On the other hand, the likes of Oslo (41st), Tokyo (58th), Geneva (61st), Vienna (62nd), Zurich (75th) and Osaka (84th) have relatively poor data availability. These markets have historically tended to be domestically-driven and self-contained, and have had fewer external pressures to significantly improve data coverage. Improving market fundamentals data transparency will help push these ‘Transparent’ markets towards the ‘Highly Transparent’ tier.

Varied Consistency within Countries

‘Highly Transparent’ markets, due to their long history of transparency, seem to have deep and consistent coverage beyond their primary cities. In the United States, Australia, the UK, Netherlands and Canada, excellent data coverage is available in secondary, even tertiary, cities.

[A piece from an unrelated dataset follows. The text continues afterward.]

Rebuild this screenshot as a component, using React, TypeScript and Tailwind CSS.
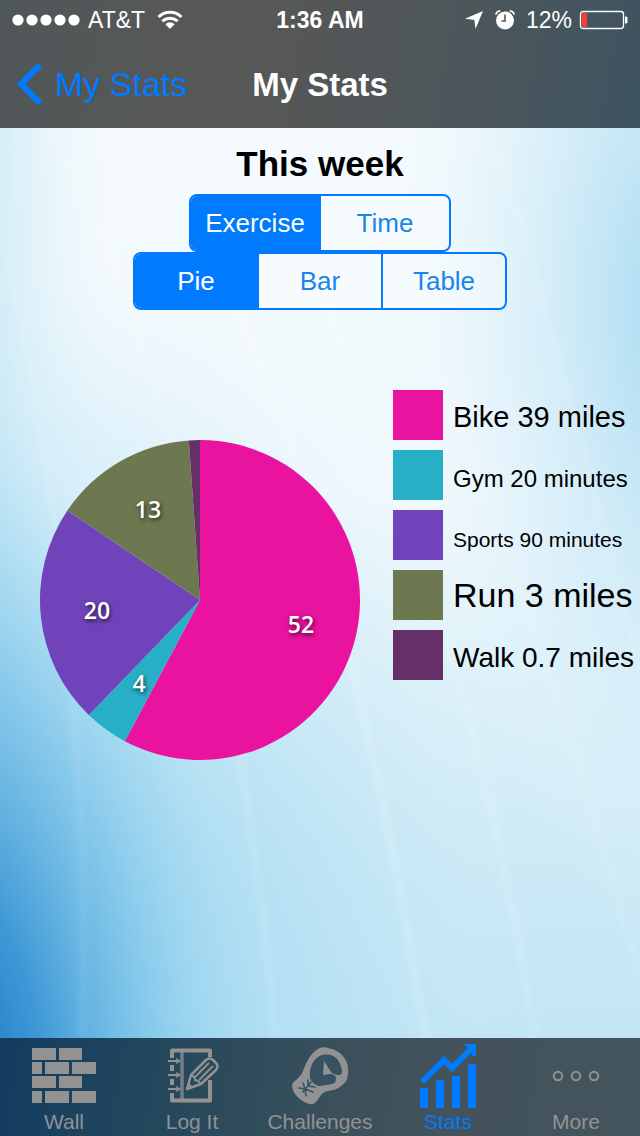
import type { ReactNode } from "react";

type Slice = { label: string; value: number; color: string; size: string; showValue: boolean; x: number; y: number };

const slices: Slice[] = [
  { label: "Bike 39 miles", value: 52, color: "#e9139f", size: "text-[29px]", showValue: true, x: 261, y: 193 },
  { label: "Gym 20 minutes", value: 4, color: "#27afc7", size: "text-[24px]", showValue: true, x: 99, y: 252 },
  { label: "Sports 90 minutes", value: 20, color: "#7043ba", size: "text-[21px]", showValue: true, x: 57, y: 179 },
  { label: "Run 3 miles", value: 13, color: "#6e7850", size: "text-[34px]", showValue: true, x: 108, y: 78 },
  { label: "Walk 0.7 miles", value: 1, color: "#672f67", size: "text-[28px]", showValue: false, x: 0, y: 0 },
];

function Backdrop() {
  return (
    <svg className="absolute inset-0 h-full w-full" viewBox="0 0 640 910" preserveAspectRatio="none" aria-hidden="true">
      <defs>
        <linearGradient id="base" x1="0" y1="0" x2="0" y2="1">
          <stop offset="0" stopColor="#f4fafd" />
          <stop offset="0.4" stopColor="#f0f8fd" />
          <stop offset="0.6" stopColor="#def1f9" />
          <stop offset="0.8" stopColor="#cdeaf6" />
          <stop offset="1" stopColor="#c2e5f5" />
        </linearGradient>
        <radialGradient id="haze" gradientUnits="userSpaceOnUse" cx="0" cy="0" r="1" gradientTransform="translate(0 860) scale(520 740)">
          <stop offset="0" stopColor="#6cc0e8" stopOpacity="0.7" />
          <stop offset="0.4" stopColor="#8acfee" stopOpacity="0.5" />
          <stop offset="0.75" stopColor="#b2e0f3" stopOpacity="0.3" />
          <stop offset="1" stopColor="#d5eff8" stopOpacity="0" />
        </radialGradient>
        <radialGradient id="corner" gradientUnits="userSpaceOnUse" cx="0" cy="0" r="1" gradientTransform="translate(-40 960) rotate(-5) scale(290 700)">
          <stop offset="0" stopColor="#1470c0" />
          <stop offset="0.3" stopColor="#2c8bd0" stopOpacity="0.8" />
          <stop offset="0.65" stopColor="#5cb2e2" stopOpacity="0.4" />
          <stop offset="1" stopColor="#9ad6ef" stopOpacity="0" />
        </radialGradient>
        <linearGradient id="left" x1="0" y1="0" x2="1" y2="0">
          <stop offset="0" stopColor="#bfe5f3" stopOpacity="0.6" />
          <stop offset="1" stopColor="#e5f4fb" stopOpacity="0" />
        </linearGradient>
        <radialGradient id="right" gradientUnits="userSpaceOnUse" cx="0" cy="0" r="1" gradientTransform="translate(680 190) rotate(-4) scale(280 640)">
          <stop offset="0" stopColor="#a2d8f0" />
          <stop offset="0.35" stopColor="#bde3f4" stopOpacity="0.75" />
          <stop offset="0.65" stopColor="#d3edf8" stopOpacity="0.5" />
          <stop offset="1" stopColor="#e9f6fc" stopOpacity="0" />
        </radialGradient>
        <filter id="soft" x="-20%" y="-20%" width="140%" height="140%">
          <feGaussianBlur stdDeviation="3" />
        </filter>
      </defs>
      <rect width="640" height="910" fill="url(#base)" />
      <rect width="110" height="910" fill="url(#left)" />
      <rect width="640" height="910" fill="url(#haze)" />
      <rect width="640" height="910" fill="url(#corner)" />
      <rect width="640" height="910" fill="url(#right)" />
      <g fill="none" stroke="#ffffff" filter="url(#soft)">
        <path d="M0 100C50 300 90 600 82 910" strokeWidth="3" opacity="0.18" />
        <path d="M50 0C170 220 250 600 275 910" strokeWidth="5" opacity="0.18" />
        <path d="M150 0C300 260 380 620 425 910" strokeWidth="6" opacity="0.2" />
        <path d="M230 0C370 220 480 560 535 910" strokeWidth="5" opacity="0.18" />
        <path d="M350 60C470 300 560 560 640 850" strokeWidth="4" opacity="0.16" />
        <path d="M490 0C550 180 600 400 640 540" strokeWidth="4" opacity="0.2" />
      </g>
    </svg>
  );
}

function StatusBar() {
  return (
    <div className="grid h-10 grid-cols-[1fr_auto_1fr] items-center px-3 text-[23px] leading-none">
      <div className="flex items-center gap-2">
        <svg width="68" height="14" viewBox="0 0 68 14" fill="#fff" role="img" aria-label="Signal strength">
          <circle cx="6" cy="7" r="5.6" />
          <circle cx="20" cy="7" r="5.6" />
          <circle cx="34" cy="7" r="5.6" />
          <circle cx="48" cy="7" r="5.6" />
          <circle cx="62" cy="7" r="5.6" />
        </svg>
        <span>AT&amp;T</span>
        <svg className="ml-1" width="26" height="20" viewBox="0 0 26 20" fill="none" stroke="#fff" strokeWidth="3" role="img" aria-label="Wi-Fi">
          <path d="M1.500 7a16.300 16.300 0 0 1 23 0" />
          <path d="M5.400 11.300a10.800 10.800 0 0 1 15.200 0" />
          <path d="M13 19l-4.600-4.800a6.500 6.500 0 0 1 9.200 0z" fill="#fff" stroke="none" />
        </svg>
      </div>
      <span className="font-bold">1:36 AM</span>
      <div className="flex items-center justify-end gap-[6px]">
        <svg width="20" height="20" viewBox="0 0 20 20" fill="#fff" role="img" aria-label="Location">
          <path d="M19 1L11.500 19L10.400 10L1 8.700z" />
        </svg>
        <svg className="mr-1 ml-1" width="22" height="22" viewBox="0 0 22 22" role="img" aria-label="Alarm">
          <circle cx="11" cy="11.500" r="9" fill="#fff" />
          <path d="M11 5.500v6.500H7.500" fill="none" stroke="#52585a" strokeWidth="1.600" />
          <path d="M1.800 5.600A5 5 0 0 1 6.300 1.800M20.200 5.600A5 5 0 0 0 15.700 1.800" fill="none" stroke="#fff" strokeWidth="1.800" />
        </svg>
        <span>12%</span>
        <svg width="50" height="20" viewBox="0 0 50 20" role="img" aria-label="Battery 12 percent">
          <rect x="2.500" y="1.500" width="43" height="17" rx="2.500" fill="none" stroke="#fff" strokeWidth="1.300" />
          <rect x="4" y="3" width="5" height="14" fill="#ff3b30" />
          <path d="M47 6.500h1q1.500 0 1.500 1.500v4q0 1.500-1.500 1.500H47z" fill="#fff" />
        </svg>
      </div>
    </div>
  );
}

function Segmented({ name, options, selected, width }: { name: string; options: string[]; selected: number; width: string }) {
  return (
    <div role="group" aria-label={name} className={`flex h-[58px] max-w-full divide-x-2 divide-[#007aff] overflow-hidden rounded-lg border-2 border-[#007aff] ${width}`}>
      {options.map((option, i) => (
        <button
          key={option}
          type="button"
          aria-pressed={i === selected}
          className={i === selected ? "flex-1 bg-[#007aff] text-[26px] leading-none text-white" : "flex-1 bg-white/30 text-[26px] leading-none text-[#1a84ea]"}
        >
          {option}
        </button>
      ))}
    </div>
  );
}

function PieChart() {
  const total = slices.reduce((sum, s) => sum + s.value, 0);
  let start = 0;
  const point = (v: number) => {
    const a = (v / total) * Math.PI * 2;
    return `${160 + 160 * Math.sin(a)} ${160 - 160 * Math.cos(a)}`;
  };
  return (
    <svg className="mt-[50px] shrink-0" width="320" height="320" viewBox="0 0 320 320" role="img" aria-label="Exercise this week">
      {slices.map((s) => {
        const from = start;
        start += s.value;
        return <path key={s.label} d={`M160 160L${point(from)}A160 160 0 ${s.value > total / 2 ? 1 : 0} 1 ${point(start)}z`} fill={s.color} />;
      })}
      {slices.filter((s) => s.showValue).map((s) => (
        <text
          key={s.label}
          x={s.x}
          y={s.y}
          textAnchor="middle"
          fill="#fff"
          className="font-['Open_Sans','Noto_Sans',sans-serif] text-[23px] font-semibold [text-shadow:1px_2px_4px_rgba(0,0,0,0.7)]"
        >
          {s.value}
        </text>
      ))}
    </svg>
  );
}

function WallIcon() {
  return (
    <svg width="64" height="56" viewBox="0 0 64 56" fill="currentColor" aria-hidden="true">
      <path d="M0 0h24v12H0zM27 0h23v12H27zM0 14h10v12H0zM13 14h24v12H13zM40 14h24v12H40zM0 28h24v12H0zM27 28h23v12H27zM0 43h10v12H0zM13 43h24v12H13zM40 43h24v12H40z" />
    </svg>
  );
}

function LogIcon() {
  return (
    <svg width="54" height="56" viewBox="0 0 54 56" fill="none" stroke="currentColor" aria-hidden="true">
      <path d="M7 10V2.500H45V9M45 32V52.500H7V45M7 17V23M7 31V37" strokeWidth="4" strokeLinejoin="round" />
      <path d="M17 3V52" strokeWidth="3.500" opacity="0.75" />
      <path d="M3 13H15M3 27H15M3 41H15" strokeWidth="2" />
      <path d="M11 10.500l4 2.500l-4 2.500M11 24.500l4 2.500l-4 2.500M11 38.500l4 2.500l-4 2.500" strokeWidth="1.200" />
      <path d="M22 41L26 27L41 12Q45 9 48 12L51 15Q54 18 51 22L36 36Z" strokeWidth="2.500" strokeLinejoin="round" />
      <path d="M26 28Q30 28 30 32Q35 33 35 36M30 29L44 15M34 32L48 18" strokeWidth="1.800" />
      <path d="M21 42l2-8l5 5z" fill="currentColor" stroke="none" />
    </svg>
  );
}

function GloveIcon() {
  return (
    <svg width="58" height="58" viewBox="0 0 58 58" aria-hidden="true">
      <path
        fill="currentColor"
        d="M1 38Q2 35 4 34Q10 29 12 24C15 15 20 6 27 2C30 0 34 0 37 1C42 2 47 4 50 7C55 12 57 17 57 22C58 30 55 36 50 39C46 43 41 43 37 44Q32 45 30 48L25 55Q22 58 18 57C12 55 7 51 4 47Q1 43 1 38Z"
      />
      <path
        fill="#365263"
        d="M19 31C18 22 21 14 27 10C32 7 38 7 42 9C47 11 50 17 51 24Q51 28 48 28Q43 28 40 25L33 14L32 28L39 27Q45 27 45 32Q45 36 41 37Q37 38 34 38Q31 39 28 39Q21 37 19 31Z"
      />
      <path
        fill="none"
        stroke="#365263"
        strokeWidth="1.600"
        strokeLinecap="round"
        d="M17 33L17 39L24 40M12 36L14 42L22 45M8 41L14 42L15 49M17 39L14 42M20 35L17 39M12 45L14 42"
      />
    </svg>
  );
}

function StatsIcon() {
  return (
    <svg width="56" height="64" viewBox="0 0 56 64" aria-hidden="true">
      <path fill="currentColor" d="M0 44h8v20H0zM16 36h8v28h-8zM32 32h8v32h-8zM48 20h8v44h-8zM44 0h12v12h-3z" />
      <path fill="none" stroke="currentColor" strokeWidth="6" d="M2 38L24 16L32 24L52 4" />
    </svg>
  );
}

function MoreIcon() {
  return (
    <svg width="48" height="12" viewBox="0 0 48 12" fill="none" stroke="currentColor" strokeWidth="2" aria-hidden="true">
      <circle cx="6" cy="6" r="4.200" />
      <circle cx="24" cy="6" r="4.200" />
      <circle cx="42" cy="6" r="4.200" />
    </svg>
  );
}

const tabs: { label: string; icon: ReactNode; active?: boolean }[] = [
  { label: "Wall", icon: <WallIcon /> },
  { label: "Log It", icon: <LogIcon /> },
  { label: "Challenges", icon: <GloveIcon /> },
  { label: "Stats", icon: <StatsIcon />, active: true },
  { label: "More", icon: <MoreIcon /> },
];

export default function App() {
  return (
    <div className="flex min-h-screen flex-col font-['Liberation_Sans',Arial,sans-serif]">
      <header className="bg-[linear-gradient(100deg,#505759_0%,#575858_30%,#565757_45%,#4b565b_75%,#3d5360_100%)] text-white">
        <StatusBar />
        <nav className="grid h-[88px] grid-cols-[1fr_auto_1fr] items-center px-4" aria-label="Navigation">
          <a href="#stats" className="flex items-center gap-3 text-[34px] leading-none text-[#007aff]">
            <svg width="27" height="42" viewBox="0 0 27 42" fill="none" stroke="currentColor" strokeWidth="6" aria-hidden="true">
              <path d="M24 2L5 21L24 40" />
            </svg>
            My Stats
          </a>
          <h1 className="text-[33px] leading-none font-bold">My Stats</h1>
        </nav>
      </header>
      <main className="relative isolate flex flex-1 flex-col">
        <div className="absolute inset-0 -z-10">
          <Backdrop />
        </div>
        <div className="flex flex-col items-center pt-4 text-black">
          <h2 className="mb-[10px] text-[35px] leading-10 font-bold">This week</h2>
          <Segmented name="Measure" options={["Exercise", "Time"]} selected={0} width="w-[262px]" />
          <Segmented name="View" options={["Pie", "Bar", "Table"]} selected={0} width="w-[374px]" />
        </div>
        <div className="mt-20 flex items-start gap-[33px] pl-10">
          <PieChart />
          <ul className="flex flex-col gap-[10px]">
            {slices.map((s) => (
              <li key={s.label} className="flex gap-[10px]">
                <span className="size-[50px] shrink-0" style={{ backgroundColor: s.color }} />
                <span className="h-[50px] text-[34px] leading-[50px] whitespace-nowrap text-black">
                  <span className={`leading-none ${s.size}`}>{s.label}</span>
                </span>
              </li>
            ))}
          </ul>
        </div>
      </main>
      <nav className="grid h-[98px] grid-cols-5 bg-[linear-gradient(100deg,#123c60_0%,#24475c_25%,#3a505b_52%,#44535b_70%,#43545c_100%)]" aria-label="Tabs">
        {tabs.map((t) => (
          <a
            key={t.label}
            href={`#${t.label.toLowerCase().replace(" ", "-")}`}
            aria-current={t.active ? "page" : undefined}
            className={t.active ? "flex flex-col items-center pt-[6px] text-[#007aff]" : "flex flex-col items-center pt-[6px] text-[#929292]"}
          >
            <span className="flex h-16 items-center">{t.icon}</span>
            <span className="text-[21px] leading-7">{t.label}</span>
          </a>
        ))}
      </nav>
    </div>
  );
}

Yet, in France, Germany, Italy and Spain, the same cannot be said, with coverage dropping off outside of the major cities. In the larger emerging economies, beyond the international cities of Shanghai and Moscow, data availability rapidly drops off.

The Importance of Cities

Looking at a snapshot of transparency across a wider range of cities reminds us that country-level analyses can obscure the complex world of cities. Data quality, coverage and availability vary both between and within countries, and remain a key differentiator in the attractiveness of different locations.

This analysis has looked at just one of five sub-indices – market fundamentals – but raises the question as to what the index may look like if this approach was taken across the whole range of sub-indices. Already the index takes a multi-tiered, multi-city approach to Brazil, Russia, India and China, and reveals substantial differences between different city tiers. Would this approach give a new, more complex view of global real estate transparency?